Insomnia
Insomnia is trouble falling asleep, staying asleep, or waking too early and not being able to drift off again. Short bouts are common and often pass on their own. When poor sleep lasts three nights a week for three months or more, it is treated as a long-term problem worth addressing, especially when daytime focus, mood, and energy start to suffer.
Medicines used to treat Insomnia
What causes insomnia
Stress, irregular schedules, and screen time late at night are the usual triggers. Shift work and long-haul travel disrupt the body clock, a frequent issue for expats across Singapore, Hong Kong, and the wider region who cross time zones often. Caffeine, alcohol, and afternoon naps all make it harder to settle. Pain, anxiety, depression, and an overactive thyroid can keep sleep broken too, so persistent insomnia is sometimes a signal to look at what sits underneath it.
How insomnia is treated
Good sleep habits come first: a fixed wake time, a cool dark room, and winding down without screens. Where extra help is needed, melatonin can nudge a shifted body clock back into rhythm and is often used for jet lag and age-related sleep changes. Short-acting sleep aids such as eszopiclone and zaleplon are used for shorter stretches to break a cycle of bad nights.
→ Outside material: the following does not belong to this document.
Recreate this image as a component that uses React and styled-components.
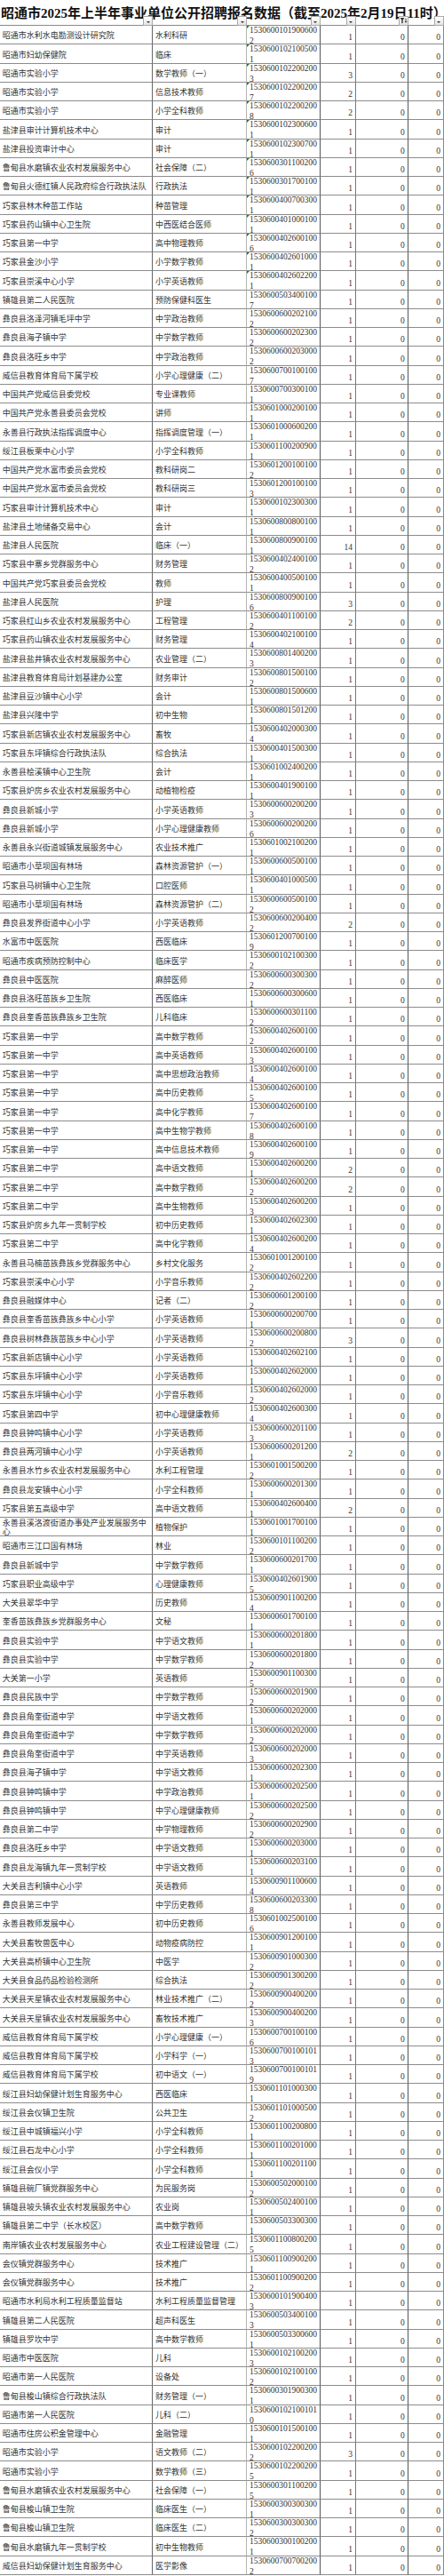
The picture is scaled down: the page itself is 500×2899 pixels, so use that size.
import React from 'react'
import styled, { createGlobalStyle } from 'styled-components'

const COLUMNS = '172.3px 106px 82.4px 40.3px 58.7px 40.3px'
const ROW_HEIGHT = '21.26px'

const RAW = `昭通市水利水电勘测设计研究院|水利科研|15306001019006002|1
昭通市妇幼保健院|临床|15306001021005001|1
昭通市实验小学|数学教师（一）|15306001022002003|3
昭通市实验小学|信息技术教师|15306001022002007|2
昭通市实验小学|小学全科教师|15306001022002008|2
盐津县审计计算机技术中心|审计|15306001023006001|1
盐津县投资审计中心|审计|15306001023007001|1
鲁甸县水磨镇农业农村发展服务中心|社会保障（二）|15306003011002006|1
鲁甸县火德红镇人民政府综合行政执法队|行政执法|15306003017001001|1
巧家县林木种苗工作站|种苗管理|15306004007003001|1
巧家县药山镇中心卫生院|中西医结合医师|15306004010001001|1
巧家县第一中学|高中物理教师|15306004026001006|1
巧家县金沙小学|小学数学教师|15306004026010001|1
巧家县崇溪中心小学|小学英语教师|15306004026022001|1
镇雄县第二人民医院|预防保健科医生|15306005034001007|1
彝良县洛泽河镇毛坪中学|中学政治教师|15306006002021002|1
彝良县海子镇中学|中学数学教师|15306006002023002|1
彝良县洛旺乡中学|中学政治教师|15306006002030002|1
威信县教育体育局下属学校|小学心理健康（二）|15306007001001007|1
中国共产党威信县委党校|专业课教师|15306007003001001|1
中国共产党永善县委员会党校|讲师|15306010002001001|1
永善县行政执法指挥调度中心|指挥调度管理（一）|15306010006002001|1
绥江县板栗中心小学|小学全科教师|15306011002009001|1
中国共产党水富市委员会党校|教科研岗二|15306012001001002|1
中国共产党水富市委员会党校|教科研岗三|15306012001001003|1
巧家县审计计算机技术中心|审计|15306001023003001|1
盐津县土地储备交易中心|会计|15306008008001001|1
盐津县人民医院|临床（一）|15306008009001001|14
巧家县中寨乡党群服务中心|财务管理|15306004024001002|1
中国共产党巧家县委员会党校|教师|15306004005001001|1
盐津县人民医院|护理|15306008009001006|3
巧家县红山乡农业农村发展服务中心|工程管理|15306004011001002|2
巧家县药山镇农业农村发展服务中心|财务管理|15306004021001004|1
盐津县盐井镇农业农村发展服务中心|农业管理（二）|15306008014002003|1
盐津县教育体育局计划基建办公室|财务审计|15306008015001002|1
盐津县豆沙镇中心小学|会计|15306008015006001|1
盐津县兴隆中学|初中生物|15306008015012001|1
巧家县新店镇农业农村发展服务中心|畜牧|15306004020003004|1
巧家县东坪镇综合行政执法队|综合执法|15306004015003001|1
永善县桧溪镇中心卫生院|会计|15306010024002001|1
巧家县炉房乡农业农村发展服务中心|动植物检疫|15306004019001001|1
彝良县新城小学|小学英语教师|15306006002002003|1
彝良县新城小学|小学心理健康教师|15306006002002006|1
永善县永兴街道城镇发展服务中心|农业技术推广|15306010021002001|1
昭通市小草坝国有林场|森林资源管护（一）|15306006005001001|1
巧家县马树镇中心卫生院|口腔医师|15306004010005001|1
昭通市小草坝国有林场|森林资源管护（二）|15306006005001002|1
彝良县发界街道中心小学|小学英语教师|15306006002004002|2
水富市中医医院|西医临床|15306012007001009|1
昭通市疾病预防控制中心|临床医学|15306001021003002|1
彝良县中医医院|麻醉医师|15306006003003002|1
彝良县洛旺苗族乡卫生院|西医临床|15306006003006001|1
彝良县奎香苗族彝族乡卫生院|儿科临床|15306006003011002|1
巧家县第一中学|高中数学教师|15306004026001002|1
巧家县第一中学|高中英语教师|15306004026001003|1
巧家县第一中学|高中思想政治教师|15306004026001004|1
巧家县第一中学|高中历史教师|15306004026001005|1
巧家县第一中学|高中化学教师|15306004026001007|1
巧家县第一中学|高中生物学教师|15306004026001008|1
巧家县第一中学|高中信息技术教师|15306004026001009|1
巧家县第二中学|高中语文教师|15306004026002001|2
巧家县第二中学|高中数学教师|15306004026002002|2
巧家县第二中学|高中生物教师|15306004026002003|1
巧家县炉房乡九年一贯制学校|初中历史教师|15306004026023001|1
巧家县第二中学|高中化学教师|15306004026002004|1
永善县马楠苗族彝族乡党群服务中心|乡村文化服务|15306010012001002|1
巧家县崇溪中心小学|小学音乐教师|15306004026022002|1
彝良县融媒体中心|记者（二）|15306006012001002|1
彝良县奎香苗族彝族乡中心小学|小学英语教师|15306006002007001|1
彝良县树林彝族苗族乡中心小学|小学英语教师|15306006002008002|3
巧家县新店镇中心小学|小学英语教师|15306004026021001|1
巧家县东坪镇中心小学|小学英语教师|15306004026020001|1
巧家县东坪镇中心小学|小学音乐教师|15306004026020002|1
巧家县第四中学|初中心理健康教师|15306004026003004|1
彝良县钟鸣镇中心小学|小学英语教师|15306006002011003|1
彝良县两河镇中心小学|小学英语教师|15306006002012001|2
永善县水竹乡农业农村发展服务中心|水利工程管理|15306010015002002|1
彝良县龙安镇中心小学|小学全科教师|15306006002013001|1
巧家县第五高级中学|高中语文教师|15306004026004001|2
永善县溪洛渡街道办事处产业发展服务中心|植物保护|15306010017001001|1
昭通市三江口国有林场|林业|15306001011002002|1
彝良县新城中学|中学数学教师|15306006002017001|1
巧家县职业高级中学|心理健康教师|15306004026019005|1
大关县翠华中学|历史教师|15306009011002004|1
奎香苗族彝族乡党群服务中心|文秘|15306006017001001|1
彝良县实验中学|中学语文教师|15306006002018001|1
彝良县实验中学|中学数学教师|15306006002018002|1
大关第一小学|英语教师|15306009011003005|1
彝良县民族中学|中学数学教师|15306006002019002|1
彝良县角奎街道中学|中学语文教师|15306006002020001|1
彝良县角奎街道中学|中学数学教师|15306006002020002|1
彝良县角奎街道中学|中学英语教师|15306006002020003|1
彝良县海子镇中学|中学语文教师|15306006002023001|1
彝良县钟鸣镇中学|中学政治教师|15306006002025001|1
彝良县钟鸣镇中学|中学心理健康教师|15306006002025002|1
彝良县第二中学|中学物理教师|15306006002029002|1
彝良县洛旺乡中学|中学语文教师|15306006002030001|1
彝良县龙海镇九年一贯制学校|中学语文教师|15306006002031001|1
大关县吉利镇中心小学|英语教师|15306009011006004|1
彝良县第三中学|中学历史教师|15306006002033008|1
永善县教师发展中心|初中历史教师|15306010025001006|1
大关县畜牧兽医中心|动物疫病防控|15306009012001001|1
大关县高桥镇中心卫生院|中医学|15306009010003002|1
大关县食品药品检验检测所|综合执法|15306009013002002|1
大关县天星镇农业农村发展服务中心|林业技术推广（二）|15306009004002002|1
大关县天星镇农业农村发展服务中心|畜牧技术推广|15306009004002003|1
威信县教育体育局下属学校|小学心理健康（一）|15306007001001006|1
威信县教育体育局下属学校|小学科学（一）|15306007001001013|1
威信县教育体育局下属学校|初中语文（一）|15306007001001019|1
绥江县妇幼保健计划生育服务中心|西医临床|15306011010003001|1
绥江县会仪镇卫生院|公共卫生|15306011010005002|1
绥江县中城镇福兴小学|小学全科教师|15306011002008001|1
绥江县石龙中心小学|小学全科教师|15306011002010001|1
绥江县会仪小学|小学全科教师|15306011002011001|1
镇雄县碗厂镇党群服务中心|为民服务岗|15306005020001002|1
镇雄县坡头镇农业农村发展服务中心|农业岗|15306005024001001|1
镇雄县第二中学（长水校区）|高中数学教师|15306005033003001|1
南岸镇农业农村发展服务中心|农业工程建设管理（二）|15306011008002005|1
会仪镇党群服务中心|技术推广|15306011009002001|1
会仪镇党群服务中心|技术推广|15306011009002002|1
昭通市水利局水利工程质量监督站|水利工程质量监督管理|15306001019004003|1
镇雄县第二人民医院|超声科医生|15306005034001003|1
镇雄县罗坎中学|高中数学教师|15306005033006001|1
昭通市中医医院|儿科|15306001021002003|1
昭通市第一人民医院|设备处|15306001021001002|1
鲁甸县梭山镇综合行政执法队|财务管理（一）|15306003019003001|1
昭通市第一人民医院|儿科（二）|15306001021001010|1
昭通市住房公积金管理中心|金融管理|15306001015001001|1
昭通市实验小学|语文教师（二）|15306001022002002|3
昭通市实验小学|数学教师（三）|15306001022002005|1
鲁甸县水磨镇农业农村发展服务中心|社会保障（一）|15306003011002005|1
鲁甸县梭山镇卫生院|临床医生（一）|15306003003003001|1
鲁甸县梭山镇卫生院|临床医生（二）|15306003003003002|1
鲁甸县水磨镇九年一贯制学校|初中生物教师|15306003001002001|1
威信县妇幼保健计划生育服务中心|医学影像|15306007007002002|1`

const ROWS = RAW.split('\n').map(line => {
  const [unit, post, code, plan] = line.split('|')
  return { unit, post, code, plan }
})

// the first 14 codes still carry excel's "number stored as text" marker
const FLAGGED = 14

const GlobalStyle = createGlobalStyle`
  html, body {
    margin: 0;
    padding: 0;
    background: #fff;
  }
  body {
    font-family: "Liberation Serif", "Noto Sans CJK SC", serif;
    color: #222;
  }
`

const Sheet = styled.div`
  width: 500px;
  overflow: hidden;
`

const HeaderRow = styled.div`
  display: grid;
  grid-template-columns: ${COLUMNS};
  grid-template-rows: 29px;
  box-sizing: border-box;
  height: 29px;
  border-bottom: 1px solid #8a8a8a;
`

const Title = styled.h1`
  grid-column: 1 / -1;
  grid-row: 1;
  margin: 0;
  padding: 6px 0 0 1px;
  font-family: "Liberation Serif", "Noto Sans CJK SC", serif;
  font-size: 15px;
  line-height: 18px;
  font-weight: 700;
  color: #111;
  white-space: nowrap;
`

const FilterButton = styled.div`
  grid-column: ${p => p.$col};
  grid-row: 1;
  justify-self: end;
  align-self: end;
  box-sizing: border-box;
  width: 11px;
  height: 11px;
  border: 1px solid #a9a9a9;
  background: linear-gradient(#ffffff, #e4e4e4);
  display: flex;
  align-items: center;
  justify-content: center;

  &::after {
    content: ${p => (p.$active ? 'none' : "''")};
    margin-top: 2px;
    border-left: 2.5px solid transparent;
    border-right: 2.5px solid transparent;
    border-top: 2.5px solid #333;
  }
`

const Body = styled.div`
  display: flex;
  flex-direction: column;
`

const Row = styled.div`
  display: grid;
  grid-template-columns: ${COLUMNS};
  height: ${ROW_HEIGHT};
`

const BaseCell = styled.div`
  box-sizing: border-box;
  height: ${ROW_HEIGHT};
  overflow: hidden;
  border-bottom: 1px solid #8c8c8c;
  border-right: 1px solid ${p => p.$line || '#666'};
`

const TextCell = styled(BaseCell)`
  display: flex;
  align-items: center;
  padding: 3px 1px 0 2.7px;
  font-family: "Noto Sans CJK SC", sans-serif;
  font-size: 9px;
  line-height: 10.5px;
  color: #333;
`

const CodeCell = styled(BaseCell)`
  position: relative;
  padding-left: 2.7px;
  font-size: 9.5px;
  line-height: 12px;
  word-break: break-all;
  color: #333;

  &::before {
    content: ${p => (p.$flag ? "''" : 'none')};
    position: absolute;
    top: 0;
    left: 0;
    border-top: 3px solid #1d7a28;
    border-right: 3px solid transparent;
  }
`

const CodeText = styled.div`
  margin-top: -1px;
`

const NumberCell = styled(BaseCell)`
  display: flex;
  align-items: flex-end;
  justify-content: flex-end;
  padding: 0 3px 1px 0;
  font-size: 9.5px;
  line-height: 11px;
  color: #333;
`

const FunnelIcon = () => (
  <svg width="9" height="9" viewBox="0 0 9 9">
    <path d="M0.5 1h5L3.7 3.6v3.2L2.3 7.6V3.6z" fill="#333" />
    <path d="M7 1.5v4.5M5.9 4.9L7 6.3l1.1-1.4" stroke="#333" strokeWidth="0.9" fill="none" />
  </svg>
)

const DataRow = ({ row, flagged }) => (
  <Row>
    <TextCell $line="#666">{row.unit}</TextCell>
    <TextCell $line="#b4b4b4">{row.post}</TextCell>
    <CodeCell $line="#555" $flag={flagged}>
      <CodeText>{row.code}</CodeText>
    </CodeCell>
    <NumberCell $line="#777">{row.plan}</NumberCell>
    <NumberCell $line="#555">0</NumberCell>
    <NumberCell $line="#888">0</NumberCell>
  </Row>
)

const App = () => (
  <>
    <GlobalStyle />
    <Sheet>
      <HeaderRow>
        <Title>昭通市2025年上半年事业单位公开招聘报名数据（截至2025年2月19日11时）</Title>
        <FilterButton $col={1} />
        <FilterButton $col={2} />
        <FilterButton $col={3} />
        <FilterButton $col={4} />
        <FilterButton $col={5} $active>
          <FunnelIcon />
        </FilterButton>
        <FilterButton $col={6} />
      </HeaderRow>
      <Body>
        {ROWS.map((row, i) => (
          <DataRow key={i} row={row} flagged={i < FLAGGED} />
        ))}
      </Body>
    </Sheet>
  </>
)

export default App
You can see the full range on our sleep management page. Treatment works best alongside the habit changes, not instead of them.
When to see a doctor
See a doctor if insomnia drags on for weeks, if you fall asleep uncontrollably during the day, or if low mood or anxiety is driving the sleeplessness. Loud snoring with gasping or pauses in breathing can point to sleep apnoea, which needs its own assessment.